● What you have to do: Reproduce every line in the listing that contains the word "index".

● Provided data:
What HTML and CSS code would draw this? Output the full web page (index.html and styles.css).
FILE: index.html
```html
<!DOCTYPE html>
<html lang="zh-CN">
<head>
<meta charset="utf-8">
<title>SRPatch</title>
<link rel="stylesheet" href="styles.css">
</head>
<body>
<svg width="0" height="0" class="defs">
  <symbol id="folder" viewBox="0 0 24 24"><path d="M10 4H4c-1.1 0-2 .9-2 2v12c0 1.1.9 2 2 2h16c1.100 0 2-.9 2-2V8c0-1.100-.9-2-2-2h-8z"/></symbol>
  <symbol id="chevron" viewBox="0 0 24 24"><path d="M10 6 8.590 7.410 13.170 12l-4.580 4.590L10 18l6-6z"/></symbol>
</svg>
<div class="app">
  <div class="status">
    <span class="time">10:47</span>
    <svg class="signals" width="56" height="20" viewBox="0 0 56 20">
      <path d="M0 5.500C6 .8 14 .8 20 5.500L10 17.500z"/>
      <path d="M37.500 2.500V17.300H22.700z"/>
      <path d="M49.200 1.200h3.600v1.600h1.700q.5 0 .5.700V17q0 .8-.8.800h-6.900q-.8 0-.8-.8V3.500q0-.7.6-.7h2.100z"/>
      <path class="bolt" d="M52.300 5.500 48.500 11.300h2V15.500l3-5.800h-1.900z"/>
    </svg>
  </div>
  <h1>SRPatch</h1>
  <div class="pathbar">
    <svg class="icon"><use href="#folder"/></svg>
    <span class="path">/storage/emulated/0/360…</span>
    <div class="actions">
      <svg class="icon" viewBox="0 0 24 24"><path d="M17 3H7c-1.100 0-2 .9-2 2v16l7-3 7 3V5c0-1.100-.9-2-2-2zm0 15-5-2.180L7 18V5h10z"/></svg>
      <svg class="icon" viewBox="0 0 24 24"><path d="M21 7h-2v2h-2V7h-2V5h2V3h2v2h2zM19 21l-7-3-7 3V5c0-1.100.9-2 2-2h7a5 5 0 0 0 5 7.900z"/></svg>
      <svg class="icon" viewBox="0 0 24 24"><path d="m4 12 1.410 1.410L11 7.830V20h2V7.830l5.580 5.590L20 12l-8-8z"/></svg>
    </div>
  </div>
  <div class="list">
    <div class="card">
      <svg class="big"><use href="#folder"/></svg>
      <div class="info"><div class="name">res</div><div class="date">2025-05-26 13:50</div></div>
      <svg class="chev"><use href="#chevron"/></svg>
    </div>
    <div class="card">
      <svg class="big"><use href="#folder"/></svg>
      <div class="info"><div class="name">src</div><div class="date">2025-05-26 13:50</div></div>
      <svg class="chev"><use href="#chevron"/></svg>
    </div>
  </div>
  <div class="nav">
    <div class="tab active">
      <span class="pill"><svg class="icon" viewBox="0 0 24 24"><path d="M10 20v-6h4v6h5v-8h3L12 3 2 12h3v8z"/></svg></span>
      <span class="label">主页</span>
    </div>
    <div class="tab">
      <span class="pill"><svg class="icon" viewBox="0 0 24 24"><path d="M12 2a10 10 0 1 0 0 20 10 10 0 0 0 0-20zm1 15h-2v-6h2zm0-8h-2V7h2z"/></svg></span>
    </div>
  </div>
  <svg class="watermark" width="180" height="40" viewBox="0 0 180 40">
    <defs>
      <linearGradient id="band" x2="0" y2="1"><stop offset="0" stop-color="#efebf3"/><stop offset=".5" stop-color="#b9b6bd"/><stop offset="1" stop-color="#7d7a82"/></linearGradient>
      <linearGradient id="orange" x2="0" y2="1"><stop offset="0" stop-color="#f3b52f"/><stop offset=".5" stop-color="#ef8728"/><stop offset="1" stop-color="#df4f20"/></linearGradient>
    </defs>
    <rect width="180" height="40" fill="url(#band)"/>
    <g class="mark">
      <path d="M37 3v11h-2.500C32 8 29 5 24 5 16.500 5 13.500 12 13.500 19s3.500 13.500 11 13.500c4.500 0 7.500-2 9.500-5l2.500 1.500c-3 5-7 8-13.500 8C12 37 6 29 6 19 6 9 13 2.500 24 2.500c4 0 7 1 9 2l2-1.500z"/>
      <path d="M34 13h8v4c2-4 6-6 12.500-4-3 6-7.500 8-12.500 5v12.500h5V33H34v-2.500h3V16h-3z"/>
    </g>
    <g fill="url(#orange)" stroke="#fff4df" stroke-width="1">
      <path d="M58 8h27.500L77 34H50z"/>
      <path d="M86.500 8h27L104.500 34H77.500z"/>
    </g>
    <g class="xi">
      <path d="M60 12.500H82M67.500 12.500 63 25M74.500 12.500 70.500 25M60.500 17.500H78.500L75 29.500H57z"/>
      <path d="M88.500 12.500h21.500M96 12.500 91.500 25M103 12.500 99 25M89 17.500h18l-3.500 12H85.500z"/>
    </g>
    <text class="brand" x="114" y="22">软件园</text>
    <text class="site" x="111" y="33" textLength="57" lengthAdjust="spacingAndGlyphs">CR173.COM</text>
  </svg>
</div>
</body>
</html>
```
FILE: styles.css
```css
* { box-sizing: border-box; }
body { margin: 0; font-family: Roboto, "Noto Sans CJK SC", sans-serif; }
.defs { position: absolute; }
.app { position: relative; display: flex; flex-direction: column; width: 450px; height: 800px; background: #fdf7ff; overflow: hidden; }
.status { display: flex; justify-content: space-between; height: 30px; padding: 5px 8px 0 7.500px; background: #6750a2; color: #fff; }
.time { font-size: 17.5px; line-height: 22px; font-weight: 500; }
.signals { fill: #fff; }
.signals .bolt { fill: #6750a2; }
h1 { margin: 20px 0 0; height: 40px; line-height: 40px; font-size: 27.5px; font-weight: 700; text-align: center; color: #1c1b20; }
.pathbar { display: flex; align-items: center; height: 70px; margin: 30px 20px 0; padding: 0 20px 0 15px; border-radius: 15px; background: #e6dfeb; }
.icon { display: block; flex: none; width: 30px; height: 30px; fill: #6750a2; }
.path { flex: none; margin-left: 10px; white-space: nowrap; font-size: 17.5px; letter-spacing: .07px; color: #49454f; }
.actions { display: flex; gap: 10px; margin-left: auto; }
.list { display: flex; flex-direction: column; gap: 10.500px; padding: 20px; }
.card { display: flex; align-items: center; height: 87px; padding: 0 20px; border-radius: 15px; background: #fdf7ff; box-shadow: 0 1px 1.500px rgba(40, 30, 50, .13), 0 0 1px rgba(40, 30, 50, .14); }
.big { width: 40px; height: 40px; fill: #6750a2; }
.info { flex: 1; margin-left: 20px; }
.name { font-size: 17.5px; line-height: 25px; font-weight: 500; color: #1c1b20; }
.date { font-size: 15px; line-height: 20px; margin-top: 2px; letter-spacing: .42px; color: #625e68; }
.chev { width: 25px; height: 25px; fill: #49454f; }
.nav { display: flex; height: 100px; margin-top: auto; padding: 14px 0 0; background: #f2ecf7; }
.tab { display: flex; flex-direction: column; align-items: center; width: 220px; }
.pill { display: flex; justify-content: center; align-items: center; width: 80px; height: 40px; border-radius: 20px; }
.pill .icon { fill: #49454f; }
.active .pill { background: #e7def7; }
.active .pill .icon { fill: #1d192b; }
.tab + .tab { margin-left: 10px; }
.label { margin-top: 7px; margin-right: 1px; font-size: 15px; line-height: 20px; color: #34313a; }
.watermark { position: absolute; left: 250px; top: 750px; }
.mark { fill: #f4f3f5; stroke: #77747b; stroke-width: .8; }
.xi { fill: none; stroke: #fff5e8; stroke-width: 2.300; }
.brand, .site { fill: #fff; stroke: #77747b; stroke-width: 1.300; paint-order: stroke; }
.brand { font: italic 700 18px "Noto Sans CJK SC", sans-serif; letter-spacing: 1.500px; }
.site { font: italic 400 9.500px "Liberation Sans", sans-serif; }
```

● Exercise answer:
What HTML and CSS code would draw this? Output the full web page (index.html and styles.css).
FILE: index.html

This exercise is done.